Energy Efficiency of Computation in All-spin Logic: Projections and Fundamental Limits

• Main Author: Chen, Zongya
• Format: Others
• Published: ScholarWorks@UMass Amherst 2019
• Subjects: All-spin Logic; Spintronics; Energy Efficiency; Electrical and Electronics; Electronic Devices and Semiconductor Manufacturing; Power and Energy
• Online Access: https://scholarworks.umass.edu/masters_theses_2/754; https://scholarworks.umass.edu/cgi/viewcontent.cgi?article=1779&context=masters_theses_2

Built with nanomagnets, a spintronic device called the all-spin logic (ASL) device carries information with only spin currents, resulting in a low power supply--10 mV. This voltage is 100 times smaller than the conventional CMOS devices (usually 0.8~1V). The potential for improved energy efficiency made possible by the low operating voltage of ASL makes it one of the most promising devices among its post-CMOS competitors. The basic working principles of ASL device are introduced in this thesis and two complementary approaches to studying energy efficiency of computation are applied to a common set of ASL circuits: (1) a circuit simulation approach that provides efficiency estimates for specific ASL circuit realizations, and (2) a physical-information-theoretic approach that reveals fundamental efficiency bounds for ASL circuits as limited by irreversible information loss.
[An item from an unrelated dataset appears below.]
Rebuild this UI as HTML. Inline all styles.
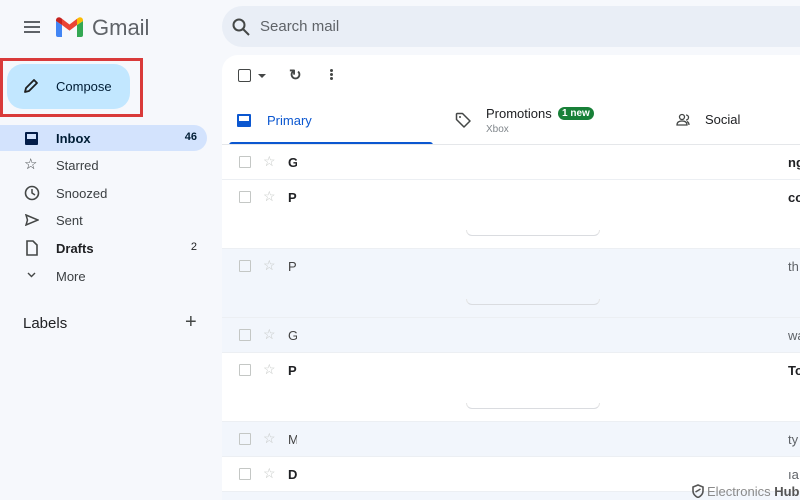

The results of this study support the expectation that the energy efficiency of computation in ASL can far exceed that of CMOS. However, it also reveals that ASL efficiencies--shown to exceed fundamental limits by many orders of magnitude in the ASL implementations studied here--are unlikely to approach fundamental limits because of the unavoidable energetic overhead cost of maintaining spin currents.